The recent death of a member of one of Tafta’s founding families, Peter Asher (1927-2021), reminds us of the richness of our heritage as an organisation. What better time than Heritage Month to look back over the past 63 years to 1958 – when a group of concerned citizens, led by John Conradie, established Tafta to alleviate suffering and distress among Durban’s elderly.
At the time, Peter’s mother, Mary Asher, was a noted community worker and a city councillor. At the invitation of John Conradie, she became the first chairperson of the Tafta board, a position she held until her retirement. Peter served as a volunteer before joining the board in 1981. He was elected chairman two years later.
It was Peter who introduced the Life Rights concept to Tafta, after learning how successful this was in the Cape. The first complex to offer Life Rights was St Martins Village in Sydenham, followed by Tafta Park in Hilary.
Peter was also involved in the decision to implement frail care units at some of our Homes, and helped set up the central Cook ‘n Care facility in Pinetown, which produced meals for all Tafta Homes.
Peter met his wife to be, Josephine, in London in 1949 and they married after a whirlwind 3 month courtship.
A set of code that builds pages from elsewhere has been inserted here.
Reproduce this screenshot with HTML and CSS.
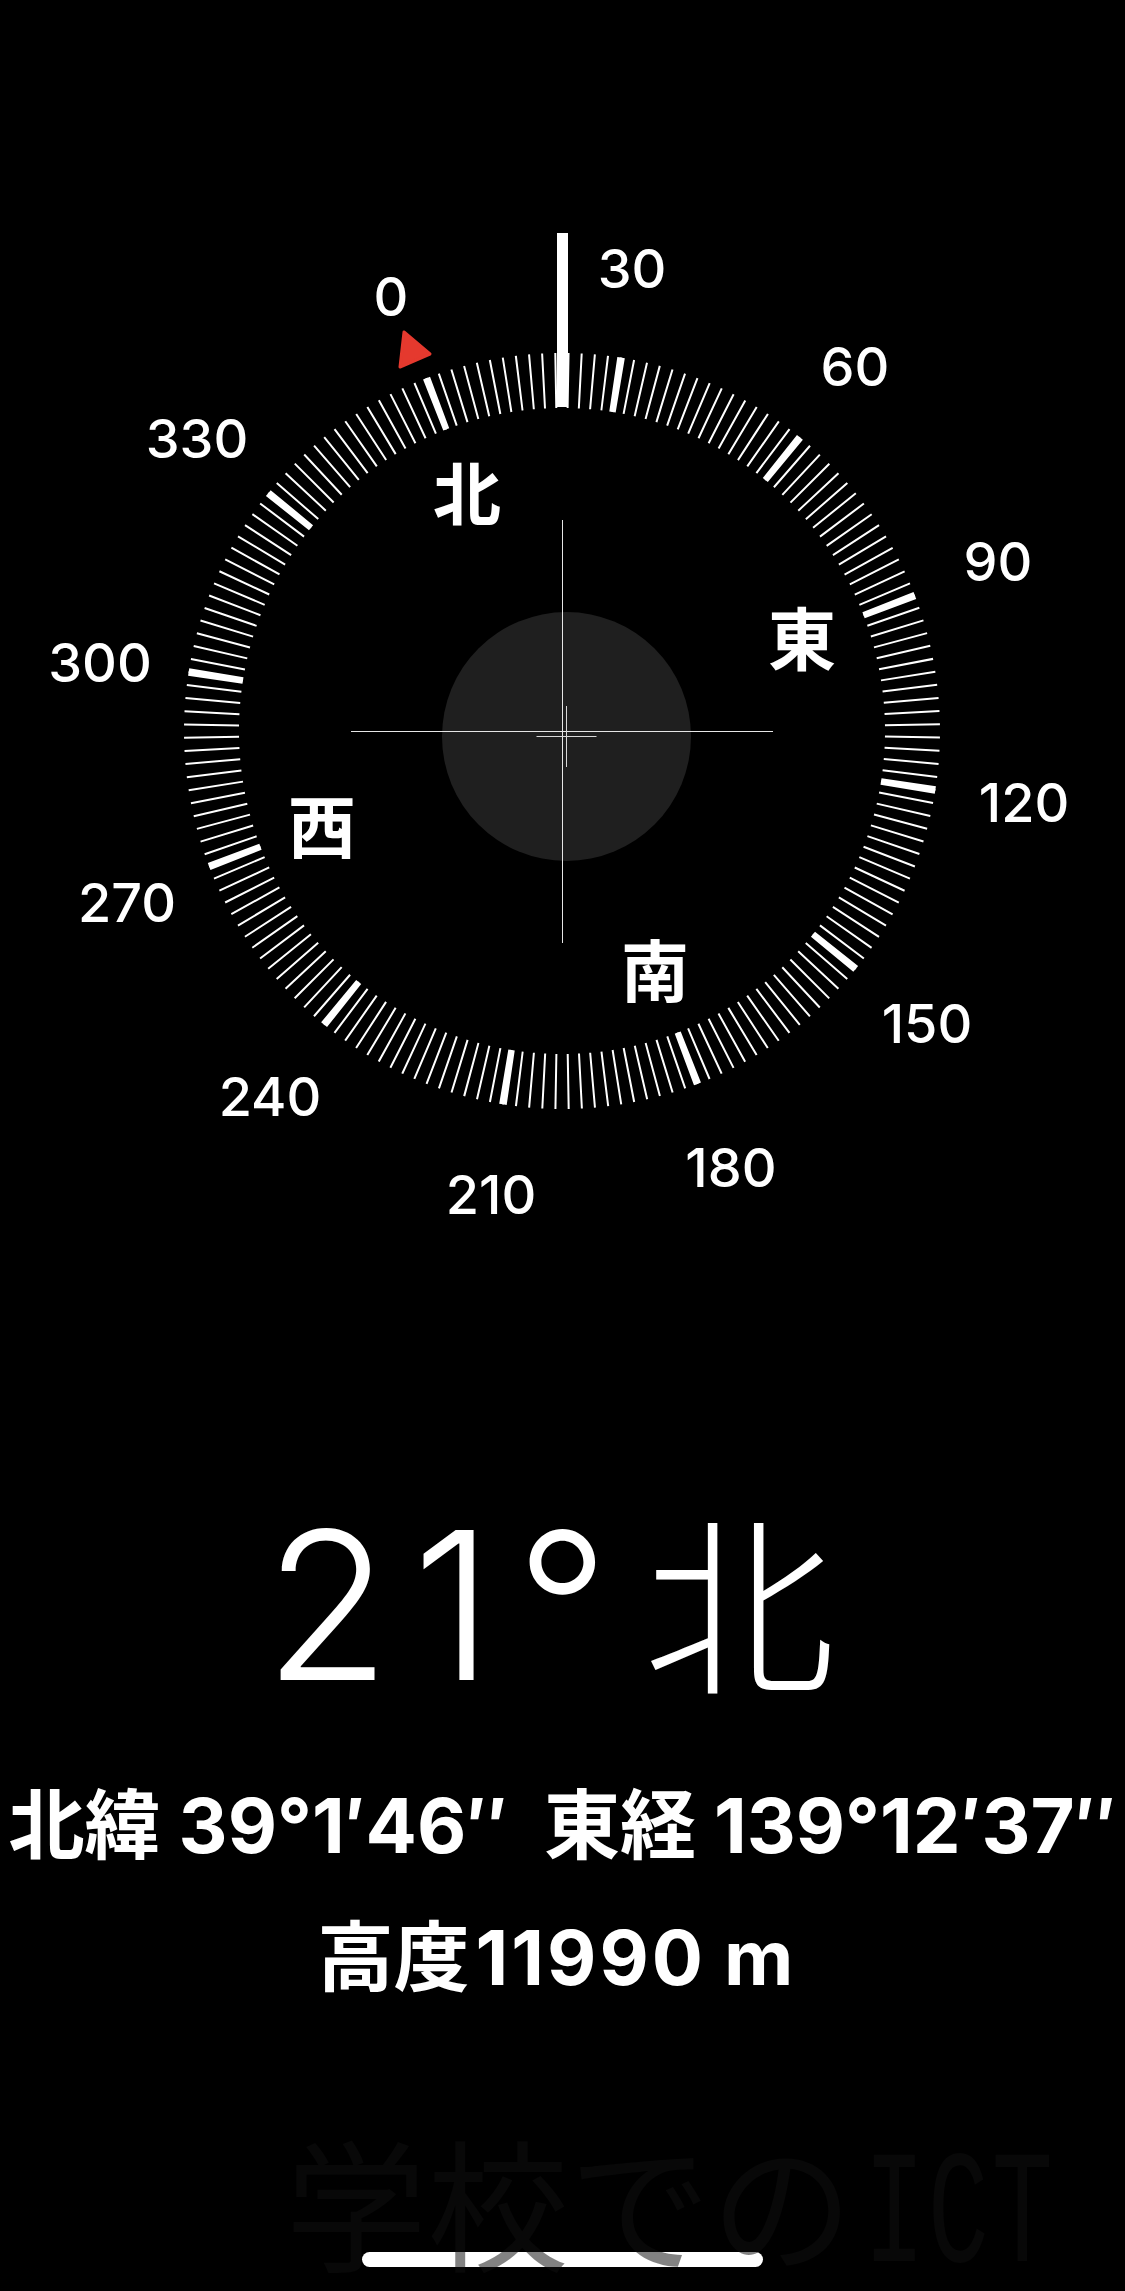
FILE: index.html
```html
<!DOCTYPE html>
<html lang="ja">
<head>
<meta charset="utf-8">
<title>コンパス</title>
<link rel="stylesheet" href="styles.css">
</head>
<body>
<main class="screen">
  <svg class="dial" width="1125" height="1240" viewBox="0 0 1125 1240" xmlns="http://www.w3.org/2000/svg">
    <circle class="bubble" cx="566.5" cy="736.5" r="124.5"/>
    <line class="cross" x1="562.5" y1="520" x2="562.5" y2="943"/>
    <line class="cross" x1="351" y1="731.5" x2="773" y2="731.5"/>
    <line class="cross-small" x1="566.5" y1="706" x2="566.5" y2="767"/>
    <line class="cross-small" x1="536.5" y1="736.5" x2="596.5" y2="736.5"/>
    <g transform="rotate(-111 562 731)">
      <circle class="ticks-minor" cx="562" cy="731" r="350.5" pathLength="360"/>
      <circle class="ticks-major" cx="562" cy="731" r="350.5" pathLength="360"/>
    </g>
    <rect class="heading-bar" x="557" y="233" width="11" height="174"/>
    <polygon class="north-mark" points="404,332 430,354 400,367"/>
    <g class="nums">
      <text x="391" y="316">0</text>
      <text x="632" y="288">30</text>
      <text x="855" y="386">60</text>
      <text x="998" y="581">90</text>
      <text x="1024" y="822">120</text>
      <text x="927" y="1043">150</text>
      <text x="731" y="1187">180</text>
      <text x="491" y="1214">210</text>
      <text x="270" y="1116">240</text>
      <text x="127" y="922">270</text>
      <text x="100" y="682">300</text>
      <text x="197" y="458">330</text>
    </g>
    <g class="cardinals">
      <text x="467" y="520">北</text>
      <text x="802" y="665">東</text>
      <text x="655" y="997">南</text>
      <text x="322" y="853">西</text>
    </g>
  </svg>

  <section class="readout">
    <div class="heading"><span class="heading-deg"><span class="wide">2</span><span class="wide">1</span>°</span> <span class="heading-dir">北</span></div>
    <div class="coords">北緯 39°1′46″&nbsp; 東経 139°12′37″</div>
    <div class="altitude">高度<span class="alt-num">11990</span> m</div>
  </section>

  <div class="watermark">学校での<span class="wm-latin">I</span><span class="wm-latin">C</span><span class="wm-latin">T</span></div>
  <div class="home-indicator"></div>
</main>
</body>
</html>
```

FILE: styles.css
```css
html, body {
  margin: 0;
  padding: 0;
  background: #000;
}

.screen {
  position: relative;
  width: 1125px;
  height: 2291px;
  overflow: hidden;
  background: #000;
  color: #fff;
  font-family: Inter, "Noto Sans CJK JP", sans-serif;
}

.dial {
  display: block;
}

.bubble {
  fill: #1f1f1f;
}

.cross {
  stroke: #e6e6e6;
  stroke-width: 1;
}

.cross-small {
  stroke: #d8d8d8;
  stroke-width: 1;
}

.ticks-minor {
  fill: none;
  stroke: #fff;
  stroke-width: 55;
  stroke-dasharray: 0.327 1.673;
  stroke-dashoffset: 0.1635;
}

.ticks-major {
  fill: none;
  stroke: #fff;
  stroke-width: 55;
  stroke-dasharray: 1.15 28.85;
  stroke-dashoffset: 0.575;
}

.heading-bar {
  fill: #fff;
}

.north-mark {
  fill: #e5392e;
  stroke: #e5392e;
  stroke-width: 3;
  stroke-linejoin: round;
}

.nums text {
  font-family: Inter, "Noto Sans", sans-serif;
  font-weight: 500;
  font-size: 54px;
  fill: #fff;
  text-anchor: middle;
}

.cardinals text {
  font-family: "Noto Sans CJK JP", sans-serif;
  font-weight: 700;
  font-size: 68px;
  fill: #fff;
  text-anchor: middle;
}

.readout {
  text-align: center;
}

.heading {
  margin-top: 210px;
  padding-right: 26px;
  height: 310px;
  font-size: 206px;
  line-height: 310px;
  font-weight: 300;
  word-spacing: -24px;
  white-space: nowrap;
}

.wide {
  letter-spacing: 22px;
}

.heading-dir {
  font-size: 192px;
  font-weight: 300;
}

.coords {
  margin-top: 15px;
  height: 100px;
  font-size: 76px;
  line-height: 100px;
  font-weight: 700;
  white-space: nowrap;
}

.altitude {
  margin-top: 32px;
  padding-right: 14px;
  height: 100px;
  font-size: 76px;
  line-height: 100px;
  font-weight: 700;
  white-space: nowrap;
}

.alt-num {
  margin-left: 6px;
  letter-spacing: 3px;
}

.watermark {
  position: relative;
  z-index: 2;
  margin-top: 121px;
  padding-left: 285px;
  height: 142px;
  font-family: "Noto Sans CJK JP", sans-serif;
  font-size: 142px;
  line-height: 142px;
  font-weight: 400;
  color: rgba(16, 16, 16, 0.52);
  white-space: nowrap;
}

.wm-latin {
  display: inline-block;
  width: 64px;
  text-align: center;
  font-family: "Liberation Mono", monospace;
  font-weight: 400;
  font-size: 120px;
  line-height: 120px;
  transform: scale(0.85, 1.35);
  transform-origin: 50% 92px;
}

.wm-latin:first-child {
  margin-left: 6px;
}

.home-indicator {
  position: absolute;
  z-index: 1;
  left: 362px;
  top: 2252px;
  width: 401px;
  height: 15px;
  border-radius: 8px;
  background: #fff;
}
```
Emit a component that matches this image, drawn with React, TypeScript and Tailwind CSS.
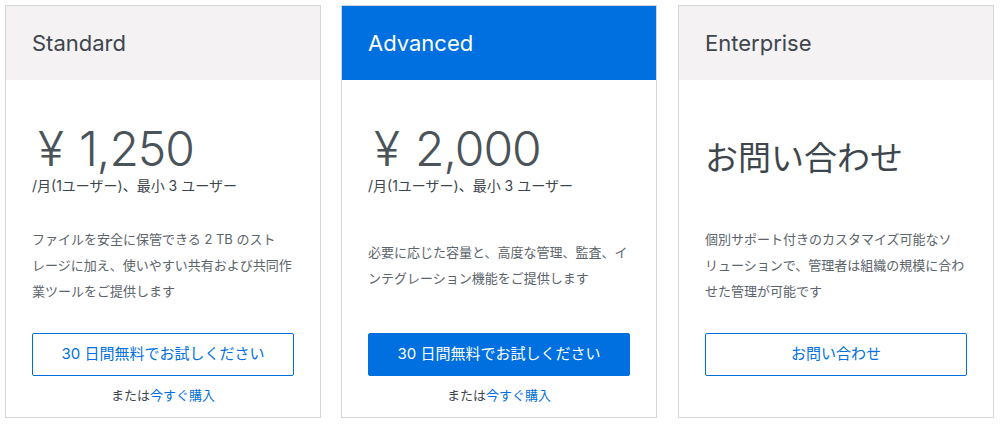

The marriage lasted 71 years until she passed away last year at the age of 103. The couple had two sons, one of whom died at 45 as a result of heart disease. The other, Anthony, is a professor in the University of New South Wales, and lives in Sydney, Australia. He has three sons, all of whom are married, successful and live in America and Australia.
Together, Peter and Josephine served Tafta for 60 years. They spent the past 19 years living at Robert Storm House in Cambridge Gardens. Peter went blind and his wife spent the last 12 years of her life in a wheelchair. Nevertheless, the couple retained their sense of joy and love for life and each other. Peter was proud that Tafta has remained at the forefront of elder care in the country and equally proud when he was made an honorary lifetime member.